The Air Force may retrogress once aviation fuel runs out and need to deploy “solar-powered” dirigibles and gliders for surveillance and attack. “Oil is literally the lubricant and the fuel of the world‘s economic engine, when it depletes, the world economy will throw a rod,” argued one study.

“Who Killed the World?” That accusative scrawl left on the wall of Immortan Joe’s inner chamber is unanswered. Miller is more into Max’s psyche than the planet’s tilt. No Cassandra or Pandora, Miller instead name-drops a popularizer of world mythology who George Lucas often cites. ”When you read Joseph Campbell, you realize what he [Max] is: He’s a character who predates cinema and is almost in all folklore, the wanderer in the wasteland searching for meaning,” Miller tells USA Today.

Campbell took directions from The Decline of the West. He read Oswald Spengler’s two-volume tome seven times, confiding in a 1932 letter: “Spengler has become my major prophet.”

Miller takes a more parochial view than Spengler and the Air Force futurists. “In Australia we have a car culture the way Americans have a gun culture,” he told Starlog, The Magazine of the Future, in 1982. “The cult of the car. Violence by car.”

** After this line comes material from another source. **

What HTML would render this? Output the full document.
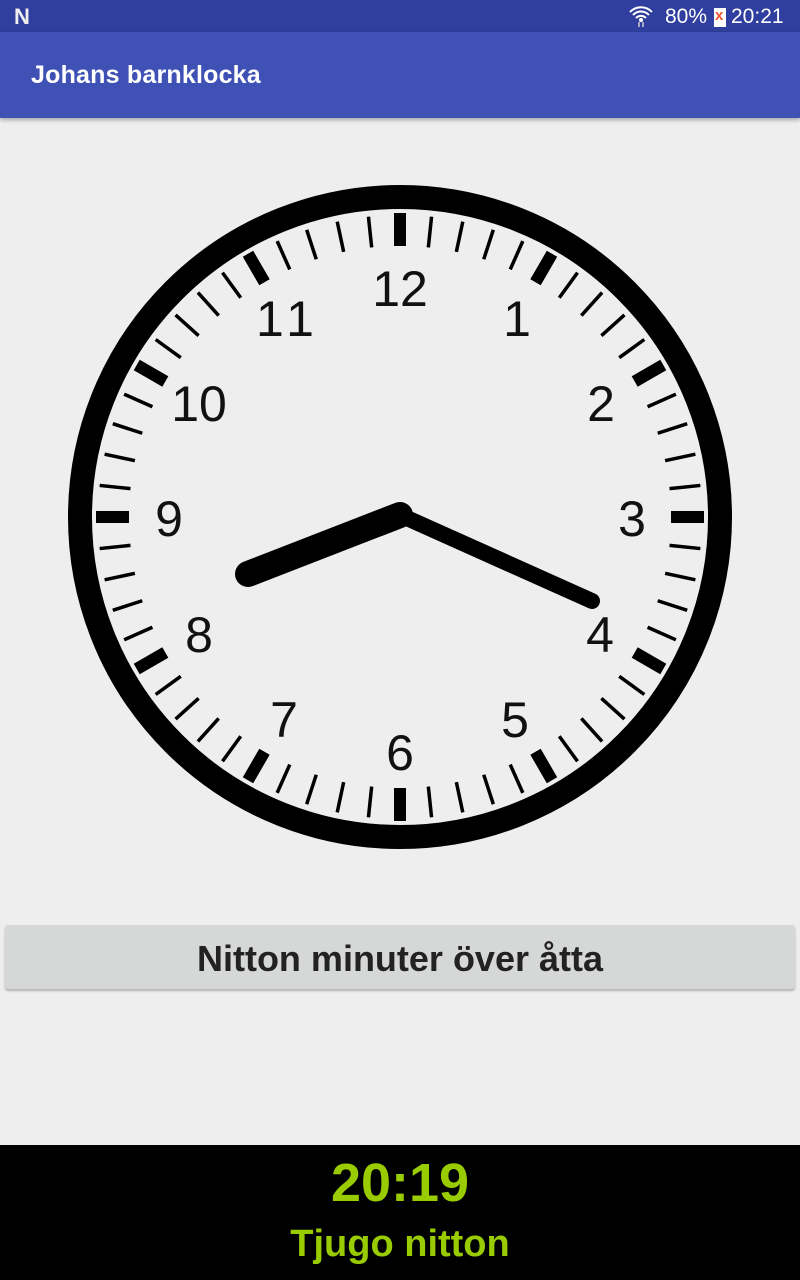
<!DOCTYPE html>
<html><head><meta charset="utf-8"><style>
body{margin:0;width:800px;height:1280px;background:#eeeeee;font-family:"Liberation Sans",sans-serif;position:relative;overflow:hidden}
.sb{position:absolute;left:0;top:0;width:800px;height:32px;background:#303f9f;color:#fff}
.ab{position:absolute;left:0;top:32px;width:800px;height:86px;background:#3f51b5;box-shadow:0 2px 4px rgba(0,0,0,.3)}
.ab span{position:absolute;left:31px;top:29px;color:#fff;font-size:25px;font-weight:bold;letter-spacing:0.2px}
.btn{position:absolute;left:5px;top:925px;width:790px;height:64px;background:#d6d7d7;border-radius:3px;box-shadow:0 2px 2px rgba(0,0,0,.25);text-align:center;line-height:68px;font-size:36px;font-weight:bold;color:#222}
.bot{position:absolute;left:0;top:1145px;width:800px;height:135px;background:#000;color:#99cc00;text-align:center;font-weight:bold}
</style></head><body>
<div class="sb">
<span style="position:absolute;left:14px;top:4px;font-size:22px;font-weight:bold;color:#eee">N</span>
<svg style="position:absolute;left:628px;top:4px" width="26" height="24" viewBox="0 0 26 24"><path d="M2 8a15 15 0 0 1 22 0M5 11a11 11 0 0 1 16 0M8 14a7 7 0 0 1 10 0" stroke="#fff" stroke-width="2" fill="none"/><circle cx="13" cy="16" r="2" fill="#fff"/><path d="M11 18v5M15 18v5" stroke="#ccc" stroke-width="1.5"/></svg>
<span style="position:absolute;left:665px;top:5px;font-size:21px">80%</span>
<div style="position:absolute;left:714px;top:8px;width:12px;height:19px;background:#fff"></div>
<span style="position:absolute;left:715px;top:7px;font-size:15px;color:#e53;font-weight:bold">x</span>
<span style="position:absolute;left:731px;top:5px;font-size:21px">20:21</span>
</div>
<div class="ab"><span>Johans barnklocka</span></div>
<svg style="position:absolute;left:0;top:0" width="800" height="1000">
<defs>
<g id="t5">
<line x1="400" y1="213" x2="400" y2="246" stroke="#000" stroke-width="12"/>
<line x1="400" y1="215" x2="400" y2="246" stroke="#000" stroke-width="3.5" transform="rotate(6 400 517)"/>
<line x1="400" y1="215" x2="400" y2="246" stroke="#000" stroke-width="3.5" transform="rotate(12 400 517)"/>
<line x1="400" y1="215" x2="400" y2="246" stroke="#000" stroke-width="3.5" transform="rotate(18 400 517)"/>
<line x1="400" y1="215" x2="400" y2="246" stroke="#000" stroke-width="3.5" transform="rotate(24 400 517)"/>
</g></defs>
<circle cx="400" cy="517" r="320" fill="none" stroke="#000" stroke-width="24"/>
<use href="#t5"/><use href="#t5" transform="rotate(30 400 517)"/><use href="#t5" transform="rotate(60 400 517)"/><use href="#t5" transform="rotate(90 400 517)"/><use href="#t5" transform="rotate(120 400 517)"/><use href="#t5" transform="rotate(150 400 517)"/><use href="#t5" transform="rotate(180 400 517)"/><use href="#t5" transform="rotate(210 400 517)"/><use href="#t5" transform="rotate(240 400 517)"/><use href="#t5" transform="rotate(270 400 517)"/><use href="#t5" transform="rotate(300 400 517)"/><use href="#t5" transform="rotate(330 400 517)"/>
<g font-family="Liberation Sans,sans-serif" font-size="50" text-anchor="middle" fill="#111">
<text x="400" y="306">12</text><text x="517" y="336">1</text><text x="601" y="421">2</text><text x="632" y="536">3</text><text x="600" y="652">4</text><text x="515" y="737">5</text><text x="400" y="770">6</text><text x="284" y="737">7</text><text x="199" y="652">8</text><text x="169" y="536">9</text><text x="199" y="421">10</text><text x="288" y="336" letter-spacing="6">11</text>
</g>
<line x1="400" y1="515" x2="248" y2="574" stroke="#000" stroke-width="26" stroke-linecap="round"/>
<line x1="400" y1="515" x2="592" y2="601" stroke="#000" stroke-width="16" stroke-linecap="round"/>
</svg>
<div class="btn">Nitton minuter över åtta</div>
<div class="bot"><div style="font-size:54px;margin-top:9px;line-height:58px">20:19</div><div style="font-size:38px;margin-top:10px;line-height:44px;font-weight:bold">Tjugo nitton</div></div>
</body></html>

Rage on the road propels Miller’s films, not peak oil or carbon debt. “One fourth of motorcyclists have a Mad Max syndrome, characterized by an inability to stop physical and verbal aggression, anger and hostility,” reports the Polish Psychological Bulletin. A 2010 study tested 510 bikers for this “personality type” by using the Multifactor Risky Behavior Scale, Pavlovian Temperamental Scale, and the Unhealthy Behavior Inventory.

What makes Max so mad? Bad guys wrong him. Besides the lives of loved ones, they take his stuff. His ride, his boots, his coat, his blood, his freedom. That’s not right. So he makes it right. And will keep on doing it until all the gas is gone.